Janet Mills has the resume for her Senate bid. Is that enough to win over Maine's Democratic voters?

2026-04-29 21:29 Last Updated At:21:30

CAPE ELIZABETH, Maine (AP) — If there’s one story Janet Mills likes to share as a warning not to underestimate her political prowess, it’s about a blue suit that the Democratic Maine governor once wore.

It was more than four decades ago and Mills, the first female prosecutor working in the state attorney general’s criminal division, secured a successful verdict in a murder trial. Yet a newspaper headline focused on a more trivial angle: “The prosecutor wore pale powder blue.”

“That wasn’t the first time someone underestimated me. And it certainly wasn’t the last,” Mills, now running for U.S. Senate, wrote in a recent memo to campaign donors.

The message is one the two-term governor is returning to frequently as she seeks the Democratic Senate nomination to take on longtime Republican Sen. Susan Collins. Despite having decades in public office and the support of the party establishment in Washington, she's back to being the underdog ahead of the first Democratic primary debate next week.

Mills' top opponent in the June 9 primary, military veteran and oyster farmer Graham Platner, is drawing bigger, more enthusiastic crowds. He has raised more money than Mills, and has flooded airwaves with ads since entering the race last summer.

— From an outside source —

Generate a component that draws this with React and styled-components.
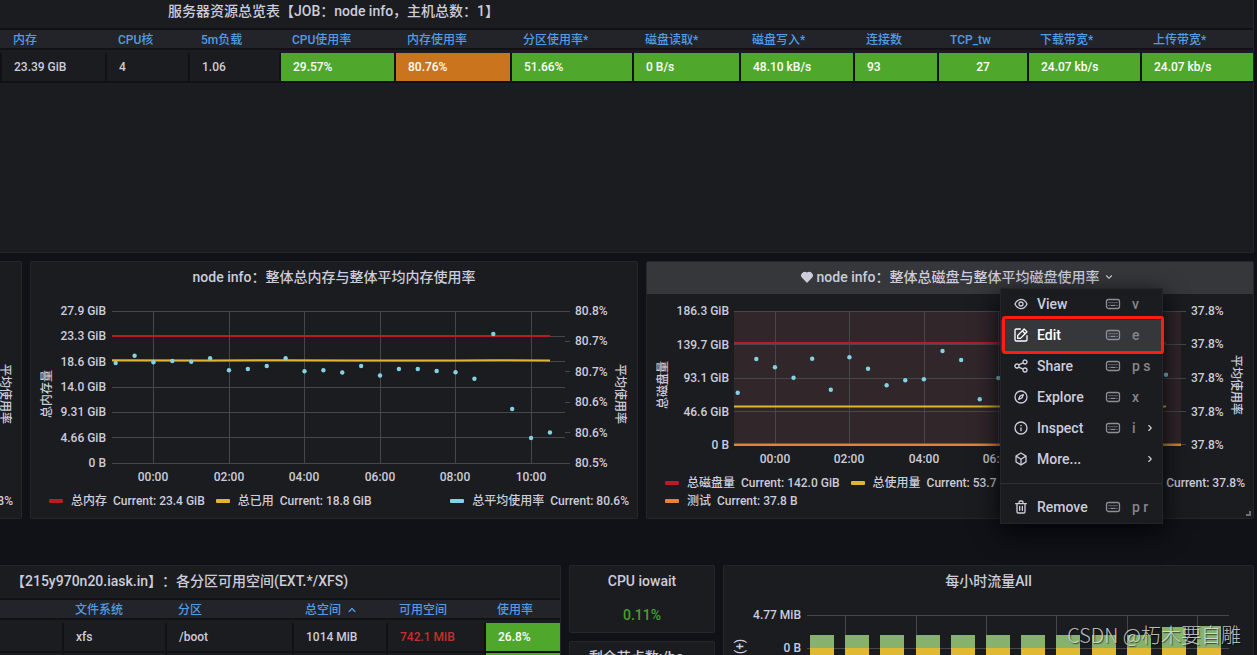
import React, { useState } from 'react';
import styled, { createGlobalStyle } from 'styled-components';

//-----------------------------------------------{data}------------------------------------------------------//

const serverColumns = [
    { label: '内存', width: 105, value: '23.39 GiB' },
    { label: 'CPU核', width: 83, value: '4' },
    { label: '5m负载', width: 91, value: '1.06' },
    { label: 'CPU使用率', width: 115, value: '29.57%', fill: '#4fa82c' },
    { label: '内存使用率', width: 116, value: '80.76%', fill: '#ca751e' },
    { label: '分区使用率*', width: 122, value: '51.66%', fill: '#4fa82c' },
    { label: '磁盘读取*', width: 107, value: '0 B/s', fill: '#4fa82c' },
    { label: '磁盘写入*', width: 114, value: '48.10 kB/s', fill: '#4fa82c' },
    { label: '连接数', width: 84, value: '93', fill: '#4fa82c' },
    { label: 'TCP_tw', width: 90, value: '27', fill: '#4fa82c', center: true },
    { label: '下载带宽*', width: 113, value: '24.07 kb/s', fill: '#4fa82c' },
    { label: '上传带宽*', value: '24.07 kb/s', fill: '#4fa82c' },
];

const diskColumns = [
    { label: '', width: 64 },
    { label: '文件系统', width: 103 },
    { label: '分区', width: 127 },
    { label: '总空间', width: 94, sorted: true },
    { label: '可用空间', width: 98 },
    { label: '使用率' },
];

const memoryPoints = [
    363, 355.7, 362.3, 361, 361.7, 358.3, 370.3, 369, 366, 358.3, 371.3, 370.3, 372.5,
    366, 375.5, 369, 369, 371, 372.3, 378.7, 334, 409, 438, 432.5,
];

const diskPoints = [
    392.7, 359, 367.3, 377.7, 358.7, 389.7, 357.3, 368.7, 385.3, 380.3, 379.3, 351, 360,
    399.3, 378, 371, 383, 366, 374, 388, 362, 379, 370, 374.7,
];

const trafficBars = [635, 635, 635, 635, 635, 635, 635, 635, 635, 635, 627, 626];

const menuItems = [
    { label: 'View', icon: 'eye', keys: 'v' },
    { label: 'Edit', icon: 'edit', keys: 'e', active: true },
    { label: 'Share', icon: 'share', keys: 'p s' },
    { label: 'Explore', icon: 'compass', keys: 'x' },
    { label: 'Inspect', icon: 'info', keys: 'i', sub: true },
    { label: 'More...', icon: 'cube', sub: true },
];

const iconPaths = {
    eye: 'M21.92,11.6C19.9,6.91,16.1,4,12,4S4.1,6.91,2.08,11.6a1,1,0,0,0,0,.8C4.1,17.09,7.9,20,12,20s7.9-2.91,9.92-7.6A1,1,0,0,0,21.92,11.6ZM12,18c-3.17,0-6.17-2.29-7.9-6C5.83,8.29,8.83,6,12,6s6.17,2.29,7.9,6C18.17,15.71,15.17,18,12,18ZM12,8a4,4,0,1,0,4,4A4,4,0,0,0,12,8Zm0,6a2,2,0,1,1,2-2A2,2,0,0,1,12,14Z',
    edit: 'M21,12a1,1,0,0,0-1,1v6a1,1,0,0,1-1,1H5a1,1,0,0,1-1-1V5A1,1,0,0,1,5,4h6a1,1,0,0,0,0-2H5A3,3,0,0,0,2,5V19a3,3,0,0,0,3,3H19a3,3,0,0,0,3-3V13A1,1,0,0,0,21,12ZM6,12.76V17a1,1,0,0,0,1,1h4.24a1,1,0,0,0,.71-.29l6.92-6.93h0L21.71,8a1,1,0,0,0,0-1.42L17.47,2.29a1,1,0,0,0-1.42,0L13.23,5.12h0L6.29,12.05A1,1,0,0,0,6,12.76ZM16.76,4.41l2.83,2.83L18.17,8.66,15.34,5.83ZM8,13.17l5.93-5.93,2.83,2.83L10.83,16H8Z',
    share: 'M18,14a4,4,0,0,0-3.08,1.48l-5.1-2.35a3.64,3.64,0,0,0,0-2.26l5.1-2.35A4,4,0,1,0,14,6a4.17,4.17,0,0,0,.07.71L8.79,9.14a4,4,0,1,0,0,5.72l5.28,2.43A4.17,4.17,0,0,0,14,18a4,4,0,1,0,4-4ZM18,4a2,2,0,1,1-2,2A2,2,0,0,1,18,4ZM6,14a2,2,0,1,1,2-2A2,2,0,0,1,6,14Zm12,6a2,2,0,1,1,2-2A2,2,0,0,1,18,20Z',
    compass: 'M12,2A10,10,0,1,0,22,12,10,10,0,0,0,12,2Zm0,18a8,8,0,1,1,8-8A8,8,0,0,1,12,20ZM15.14,7.55l-5,2.12a1,1,0,0,0-.52.52l-2.12,5a1,1,0,0,0,.21,1.1,1,1,0,0,0,.7.29.93.93,0,0,0,.4-.08l5-2.12a1,1,0,0,0,.52-.52l2.12-5a1,1,0,0,0-1.31-1.31Zm-2.49,5.1-2.28,1,1-2.28,2.28-1Z',
    info: 'M12,2A10,10,0,1,0,22,12,10,10,0,0,0,12,2Zm0,18a8,8,0,1,1,8-8A8,8,0,0,1,12,20Zm0-9a1,1,0,0,0-1,1v4a1,1,0,0,0,2,0V12A1,1,0,0,0,12,11Zm0-4a1.25,1.25,0,1,0,1.25,1.25A1.25,1.25,0,0,0,12,7Z',
    cube: 'M20.47,7.37s0,0,0-.08l-.06-.15a.71.71,0,0,0-.07-.09.94.94,0,0,0-.09-.12l-.09-.07L20,6.78l-7.5-4.63a1,1,0,0,0-1.06,0L4,6.78l-.09.08-.09.07a.94.94,0,0,0-.09.12.71.71,0,0,0-.07.09l-.06.15s0,0,0,.08a1.15,1.15,0,0,0,0,.26v8.74a1,1,0,0,0,.47.85l7.5,4.63h0a.47.47,0,0,0,.15.06s.05,0,.08,0a.86.86,0,0,0,.52,0s.05,0,.08,0a.47.47,0,0,0,.15-.06h0L20,17.22a1,1,0,0,0,.47-.85V7.63A1.15,1.15,0,0,0,20.47,7.37ZM11,19.21l-5.5-3.4V9.43l5.5,3.39Zm1-8.12L6.4,7.63,12,4.18l5.6,3.45Zm6.5,4.72L13,19.21V12.82l5.5-3.39Z',
    trash: 'M10,18a1,1,0,0,0,1-1V11a1,1,0,0,0-2,0v6A1,1,0,0,0,10,18ZM20,6H16V5a3,3,0,0,0-3-3H11A3,3,0,0,0,8,5V6H4A1,1,0,0,0,4,8H5V19a3,3,0,0,0,3,3h8a3,3,0,0,0,3-3V8h1a1,1,0,0,0,0-2ZM10,5a1,1,0,0,1,1-1h2a1,1,0,0,1,1,1V6H10Zm7,14a1,1,0,0,1-1,1H8a1,1,0,0,1-1-1V8H17Zm-3-1a1,1,0,0,0,1-1V11a1,1,0,0,0-2,0v6A1,1,0,0,0,14,18Z',
    down: 'M17,9.17a1,1,0,0,0-1.41,0L12,12.71,8.46,9.17a1,1,0,0,0-1.41,0,1,1,0,0,0,0,1.42l4.24,4.24a1,1,0,0,0,1.42,0L17,10.59A1,1,0,0,0,17,9.17Z',
    right: 'M14.83,11.29,10.59,7.05a1,1,0,0,0-1.42,0,1,1,0,0,0,0,1.41L12.71,12,9.17,15.54a1,1,0,0,0,0,1.41,1,1,0,0,0,.71.29,1,1,0,0,0,.71-.29l4.24-4.24A1,1,0,0,0,14.83,11.29Z',
    up: 'M17,13.41,12.71,9.17a1,1,0,0,0-1.42,0L7.05,13.41a1,1,0,0,0,0,1.42,1,1,0,0,0,1.41,0L12,11.29l3.54,3.54a1,1,0,0,0,.7.29,1,1,0,0,0,.71-.29A1,1,0,0,0,17,13.41Z',
    heart: 'M20.16,5A6.29,6.29,0,0,0,12,4.36,6.27,6.27,0,0,0,3.84,5a6.27,6.27,0,0,0,0,8.89l7.45,7.46a1,1,0,0,0,1.42,0l7.45-7.46A6.27,6.27,0,0,0,20.16,5Z',
};

//-----------------------------------------------{styled components}------------------------------------------------------//

const GlobalStyle = createGlobalStyle`
    * {
        box-sizing: border-box;
    }

    body {
        margin: 0;
        background: #111217;
        color: #ccccdc;
        font-family: Roboto, 'Noto Sans CJK SC', sans-serif;
        font-size: 12px;
        font-weight: 500;
        line-height: 18px;
        text-spacing-trim: space-all;
    }
`;

const Page = styled.main`
    position: relative;
    height: 100vh;
    padding-right: 3px;
    overflow: hidden;
`;

const Row = styled.div`
    display: grid;
    grid-template-columns: ${(props) => props.$columns};
    gap: 8px;
    margin-top: ${(props) => props.$gap}px;
`;

const Stack = styled.div`
    display: flex;
    flex-direction: column;
    gap: 8px;
`;

const Panel = styled.section`
    position: relative;
    display: flex;
    flex-direction: column;
    min-width: 0;
    min-height: ${(props) => props.$minHeight || 0}px;
    background: #1b1c1f;
    border: 1px solid #25262b;
    border-left-width: ${(props) => (props.$cut ? 0 : 1)}px;
    border-radius: ${(props) => (props.$cut ? '0 2px 2px 0' : '2px')};
`;

// the overview is scrolled a few pixels past the top edge
const OverviewPanel = styled(Panel)`
    margin-top: -5px;
`;

const PanelTitle = styled.h2`
    display: flex;
    align-items: center;
    justify-content: ${(props) => (props.$indent ? 'flex-start' : 'center')};
    flex: none;
    height: 32px;
    margin: 0;
    padding: 0 0 2px ${(props) => props.$indent || 0}px;
    font-size: 14px;
    font-weight: 500;
    white-space: nowrap;
`;

const HoveredTitle = styled(PanelTitle)`
    gap: 3px;
    padding-left: 16px;
    background: #36373b;
    cursor: pointer;
`;

const Table = styled.table`
    width: 100%;
    table-layout: fixed;
    border-collapse: separate;
    border-spacing: 0;

    tbody::before {
        content: '';
        display: block;
        height: 3px;
    }
`;

const HeadCell = styled.th`
    height: 22px;
    padding: 2px 0 0 11px;
    background: #22242a;
    border-top: 2px solid #111217;
    border-bottom: 2px solid #111217;
    color: #4f9de6;
    font-weight: 500;
    line-height: 16px;
    text-align: left;
    white-space: nowrap;

    svg {
        vertical-align: top;
    }
`;

const Cell = styled.td`
    height: 30px;
    padding: 0 0 0 ${(props) => (props.$center ? 0 : 12)}px;
    background: ${(props) => props.$fill || 'transparent'};
    border-right: 2px solid #111217;
    border-bottom: 2px solid #111217;
    color: ${(props) => props.$color || (props.$fill ? '#fff' : '#ccccdc')};
    line-height: 18px;
    text-align: ${(props) => (props.$center ? 'center' : 'left')};
    white-space: nowrap;

    &:last-child {
        border-right: none;
    }
`;

const Plot = styled.svg`
    display: block;
    width: 100%;
    height: auto;
    fill: #ccccdc;
    font-size: 12px;
`;

const Legend = styled.div`
    display: flex;
    align-items: flex-start;
    justify-content: space-between;
    gap: 10px;
    padding: 0 8px 8px 18px;
`;

const LegendGroup = styled.div`
    display: flex;
    flex-wrap: wrap;
    column-gap: 11px;
`;

const LegendItem = styled.div`
    display: flex;
    align-items: center;
    white-space: nowrap;

    &::before {
        content: '';
        width: 14px;
        height: 4px;
        margin-right: 8px;
        border-radius: 1px;
        background: ${(props) => props.$color};
    }

    span {
        margin-left: 6px;
    }
`;

const CutLegend = styled.div`
    display: flex;
    justify-content: flex-end;
    margin: 0 8px 8px 0;
    overflow: hidden;
`;

const Menu = styled.div`
    position: absolute;
    top: 26px;
    right: 90px;
    z-index: 2;
    width: 163px;
    background: #1b1c1f;
    border: 1px solid #25262b;
    box-shadow: 0 8px 24px rgb(1, 4, 9);
`;

const MenuButton = styled.button`
    display: grid;
    grid-template-columns: 16px 60px 16px 6px 14px;
    column-gap: 8px;
    align-items: center;
    width: 100%;
    height: 31px;
    padding: 0 0 2px 12px;
    background: ${(props) => (props.$active ? '#36373b' : 'transparent')};
    border: none;
    color: ${(props) => (props.$active ? '#fff' : '#ccccdc')};
    font: inherit;
    font-size: 14px;
    text-align: left;
    white-space: nowrap;
    cursor: pointer;
`;

const Shortcut = styled.kbd`
    padding-left: 3px;
    color: #85858f;
    font-family: inherit;
    font-size: 14px;
    font-weight: 500;
`;

const Divider = styled.hr`
    height: 1px;
    margin: 8px 0;
    background: #2f3036;
    border: none;
`;

const Highlight = styled.div`
    position: absolute;
    top: 27px;
    left: 1px;
    right: -2px;
    height: 38px;
    border: 3px solid #ff1d0f;
    border-radius: 3px;
    pointer-events: none;
`;

const ResizeHandle = styled.span`
    position: absolute;
    right: 2px;
    bottom: 2px;
    width: 5px;
    height: 5px;
    border-right: 2px solid #6e6f76;
    border-bottom: 2px solid #6e6f76;
`;

const StatValue = styled.div`
    padding: 8px 0;
    color: #44a02c;
    font-size: 14px;
    text-align: center;
`;

const Watermark = styled.div`
    position: absolute;
    right: 16px;
    bottom: 6px;
    color: rgba(230, 230, 230, 0.8);
    font-family: 'Noto Sans CJK SC', sans-serif;
    font-size: 20px;
    font-weight: 300;
    line-height: 28px;
    text-shadow: 1px 1px 1px rgba(0, 0, 0, 0.6);
`;

//-----------------------------------------------{small parts}------------------------------------------------------//

const Icon = ({ name, size = 16 }) => (
    <svg width={size} height={size} viewBox="0 0 24 24" fill="currentColor" aria-hidden="true">
        <path d={iconPaths[name]} />
    </svg>
);

const Keyboard = () => (
    <svg width="16" height="16" viewBox="0 0 16 16" fill="none" stroke="#8e8e99" aria-hidden="true">
        <rect x="1.5" y="3.5" width="13" height="9" rx="2" strokeWidth="1.3" />
        <path d="M3.5 6.5h9" strokeDasharray="1 1" />
        <path d="M3.5 8h9" strokeDasharray="1 1" strokeDashoffset="1" strokeOpacity="0.5" />
        <path d="M3.5 9.5h1M5.5 9.5h5M11.5 9.5h1" />
    </svg>
);

const HLines = ({ ys, x1, x2 }) =>
    ys.map((y) => <path key={y} d={`M${x1} ${y}.5H${x2}`} stroke="#46474b" />);

const VLines = ({ xs, y1, y2 }) =>
    xs.map((x) => <path key={x} d={`M${x}.5 ${y1}V${y2}`} stroke="#46474b" />);

const Labels = ({ items, x, anchor }) =>
    items.map(([y, label]) => (
        <text key={y} x={x} y={y + 4} textAnchor={anchor}>{label}</text>
    ));

const Times = ({ xs, labels, y }) =>
    labels.map((label, i) => (
        <text key={label} x={xs[i]} y={y} textAnchor="middle">{label}</text>
    ));

const Dots = ({ points, start, step }) =>
    points.map((y, i) => <circle key={i} cx={start + i * step} cy={y} r="2.2" fill="#82d3e6" />);

const AxisTitle = ({ x, y, turn, children }) => (
    <text transform={`translate(${x} ${y}) rotate(${turn})`} textAnchor="middle">{children}</text>
);

//-----------------------------------------------{charts}------------------------------------------------------//

const MemoryChart = () => {
    const xs = [153, 229, 304, 380, 455, 531];
    return (
        <Plot viewBox="31 294 606 198" role="img" aria-label="整体总内存与整体平均内存使用率">
            <HLines ys={[311, 336, 361, 387, 412, 437, 463]} x1={112} x2={565} />
            <VLines xs={xs} y1={311} y2={463} />
            <HLines ys={[311, 341, 371, 402, 432, 463]} x1={565} x2={570} />
            <path d="M112 336H550" stroke="#b91c25" strokeWidth="2" />
            <path d="M112 360.3L210 360.6L285 360.2L361 360.6L455 360.6L493 360.2L550 360.6" fill="none" stroke="#e0b52f" strokeWidth="2" />
            <Dots points={memoryPoints} start={115.7} step={18.88} />
            <Labels
                x={106}
                anchor="end"
                items={[[311, '27.9 GiB'], [336, '23.3 GiB'], [362, '18.6 GiB'], [387, '14.0 GiB'], [412, '9.31 GiB'], [438, '4.66 GiB'], [463, '0 B']]}
            />
            <Labels
                x={575}
                anchor="start"
                items={[[311, '80.8%'], [341, '80.7%'], [372, '80.7%'], [402, '80.6%'], [433, '80.6%'], [463, '80.5%']]}
            />
            <Times xs={xs} y={481} labels={['00:00', '02:00', '04:00', '06:00', '08:00', '10:00']} />
            <AxisTitle x={51} y={394} turn={-90}>总内存量</AxisTitle>
            <AxisTitle x={616} y={394} turn={90}>平均使用率</AxisTitle>
        </Plot>
    );
};

const DiskChart = () => {
    const xs = [775, 849, 924, 998, 1073, 1147];
    return (
        <Plot viewBox="647 294 606 180" role="img" aria-label="整体总磁盘与整体平均磁盘使用率">
            <rect x="734" y="311" width="447" height="134" fill="#31262a" />
            <HLines ys={[311, 344, 378, 411, 444]} x1={734} x2={1186} />
            <VLines xs={xs} y1={311} y2={444} />
            <path d="M734 343H1166" stroke="#b91c25" strokeWidth="2" />
            <path d="M734 406.5H1166" stroke="#e0b52f" strokeWidth="2" />
            <path d="M734 443.5H1181" stroke="#b93a25" />
            <path d="M734 445H1181" stroke="#e5852f" strokeWidth="2" />
            <Dots points={diskPoints} start={737.7} step={18.62} />
            <Labels
                x={729}
                anchor="end"
                items={[[311, '186.3 GiB'], [345, '139.7 GiB'], [378, '93.1 GiB'], [412, '46.6 GiB'], [445, '0 B']]}
            />
            <Labels
                x={1191}
                anchor="start"
                items={[[311, '37.8%'], [344, '37.8%'], [378, '37.8%'], [412, '37.8%'], [445, '37.8%']]}
            />
            <Times xs={xs} y={463} labels={['00:00', '02:00', '04:00', '06:00', '08:00', '10:00']} />
            <AxisTitle x={667} y={385} turn={-90}>总磁盘量</AxisTitle>
            <AxisTitle x={1232} y={385} turn={90}>平均使用率</AxisTitle>
        </Plot>
    );
};

const TrafficChart = () => (
    <Plot viewBox="724 598 529 90" role="img" aria-label="每小时流量All">
        <HLines ys={[615, 648]} x1={807} x2={1229} />
        <VLines xs={[845, 916, 986, 1056, 1127, 1197]} y1={615} y2={688} />
        {trafficBars.map((top, i) => {
            const x = Math.round(810 + i * 35.2);
            return (
                <g key={i}>
                    <rect x={x} y={top} width="24" height={648 - top} fill="#86b26c" />
                    <rect x={x} y="648" width="24" height="40" fill="#e0b832" />
                </g>
            );
        })}
        <Labels x={801} anchor="end" items={[[615, '4.77 MiB'], [648, '0 B']]} />
        <text transform="translate(744 639) rotate(-90)" textAnchor="end">(+)</text>
    </Plot>
);

const PanelMenu = () => (
    <Menu role="menu">
        {menuItems.map((item) => (
            <MenuButton key={item.label} role="menuitem" $active={item.active}>
                <Icon name={item.icon} />
                <span>{item.label}</span>
                {item.keys ? <Keyboard /> : <span />}
                <Shortcut>{item.keys}</Shortcut>
                {item.sub ? <Icon name="right" size={14} /> : null}
            </MenuButton>
        ))}
        <Divider />
        <MenuButton role="menuitem">
            <Icon name="trash" />
            <span>Remove</span>
            <Keyboard />
            <Shortcut>p r</Shortcut>
        </MenuButton>
        <Highlight />
    </Menu>
);

//-----------------------------------------------{App}------------------------------------------------------//

const App = () => {
    const [menuOpen, setMenuOpen] = useState(true);

    return (
        <Page>
            <GlobalStyle />
            <OverviewPanel $cut $minHeight={258}>
                <PanelTitle $indent={168}>服务器资源总览表【JOB：node info，主机总数：1】</PanelTitle>
                <Table>
                    <colgroup>
                        <col width="2" />
                        {serverColumns.map((col) => <col key={col.label} width={col.width} />)}
                    </colgroup>
                    <thead>
                        <tr>
                            <HeadCell as="td" />
                            {serverColumns.map((col) => <HeadCell key={col.label}>{col.label}</HeadCell>)}
                        </tr>
                    </thead>
                    <tbody>
                        <tr>
                            <Cell $center />
                            {serverColumns.map((col) => (
                                <Cell key={col.label} $fill={col.fill} $center={col.center}>{col.value}</Cell>
                            ))}
                        </tr>
                    </tbody>
                </Table>
            </OverviewPanel>

            <Row $gap={8} $columns="22px minmax(0, 1fr) minmax(0, 1fr)">
                <Panel $cut>
                    <PanelTitle />
                    <Plot viewBox="0 294 21 198" role="img" aria-label="平均使用率">
                        <AxisTitle x={1} y={394} turn={90}>平均使用率</AxisTitle>
                    </Plot>
                    <CutLegend>8%</CutLegend>
                </Panel>

                <Panel>
                    <PanelTitle>node info：整体总内存与整体平均内存使用率</PanelTitle>
                    <MemoryChart />
                    <Legend>
                        <LegendGroup>
                            <LegendItem $color="#b91c25">总内存<span>Current: 23.4 GiB</span></LegendItem>
                            <LegendItem $color="#e0b52f">总已用<span>Current: 18.8 GiB</span></LegendItem>
                        </LegendGroup>
                        <LegendItem $color="#82d3e6">总平均使用率<span>Current: 80.6%</span></LegendItem>
                    </Legend>
                </Panel>

                <Panel>
                    <HoveredTitle onClick={() => setMenuOpen(!menuOpen)}>
                        <Icon name="heart" size={14} />
                        node info：整体总磁盘与整体平均磁盘使用率
                        <Icon name="down" size={14} />
                    </HoveredTitle>
                    <DiskChart />
                    <Legend>
                        <LegendGroup>
                            <LegendItem $color="#b91c25">总磁盘量<span>Current: 142.0 GiB</span></LegendItem>
                            <LegendItem $color="#e0b52f">总使用量<span>Current: 53.7 GiB</span></LegendItem>
                            <LegendItem $color="#e5852f">测试<span>Current: 37.8 B</span></LegendItem>
                        </LegendGroup>
                        <LegendItem $color="#82d3e6">总平均使用率<span>Current: 37.8%</span></LegendItem>
                    </Legend>
                    <ResizeHandle />
                    {menuOpen ? <PanelMenu /> : null}
                </Panel>
            </Row>

            <Row $gap={46} $columns="minmax(0, 561fr) minmax(0, 146fr) minmax(0, 531fr)">
                <Panel $cut>
                    <PanelTitle $indent={11}>【215y970n20.iask.in】：各分区可用空间(EXT.*/XFS)</PanelTitle>
                    <Table>
                        <colgroup>
                            {diskColumns.map((col) => <col key={col.label} width={col.width} />)}
                        </colgroup>
                        <thead>
                            <tr>
                                {diskColumns.map((col) => (
                                    <HeadCell key={col.label}>
                                        {col.label}
                                        {col.sorted ? <> <Icon name="up" /></> : null}
                                    </HeadCell>
                                ))}
                            </tr>
                        </thead>
                        <tbody>
                            <tr>
                                <Cell />
                                <Cell>xfs</Cell>
                                <Cell>/boot</Cell>
                                <Cell>1014 MiB</Cell>
                                <Cell $color="#c4302b">742.1 MiB</Cell>
                                <Cell $fill="#4fa82c">26.8%</Cell>
                            </tr>
                            <tr>
                                <Cell />
                                <Cell />
                                <Cell />
                                <Cell />
                                <Cell />
                                <Cell $fill="#4fa82c" />
                            </tr>
                        </tbody>
                    </Table>
                </Panel>

                <Stack>
                    <Panel>
                        <PanelTitle>CPU iowait</PanelTitle>
                        <StatValue>0.11%</StatValue>
                    </Panel>
                    <Panel>
                        <PanelTitle>剩余节点数:/bo...</PanelTitle>
                    </Panel>
                </Stack>

                <Panel>
                    <PanelTitle>每小时流量All</PanelTitle>
                    <TrafficChart />
                </Panel>
            </Row>

            <Watermark>CSDN @朽木要自雕</Watermark>
        </Page>
    );
};

export default App;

Mills argues she is the strongest candidate to face Collins in a race that is crucial to Democrats' effort to win the Senate. Her smaller, more intimate gatherings help her better connect to voters, Mills says. Their May 7 debate is scheduled to be the first of five, and Platner's past controversies will undoubtedly be a focus. She's leaning on her vast experience, while Platner has served no higher than the planning board in a small town.

Speaking after a Portland rally in support of Planned Parenthood, Mills noted she co-founded the Maine Women's Lobby, which has pushed for gender equity since the 1970s, and that she has been fighting for reproductive rights for years. Planned Parenthood Action Fund endorsed Mills earlier this month.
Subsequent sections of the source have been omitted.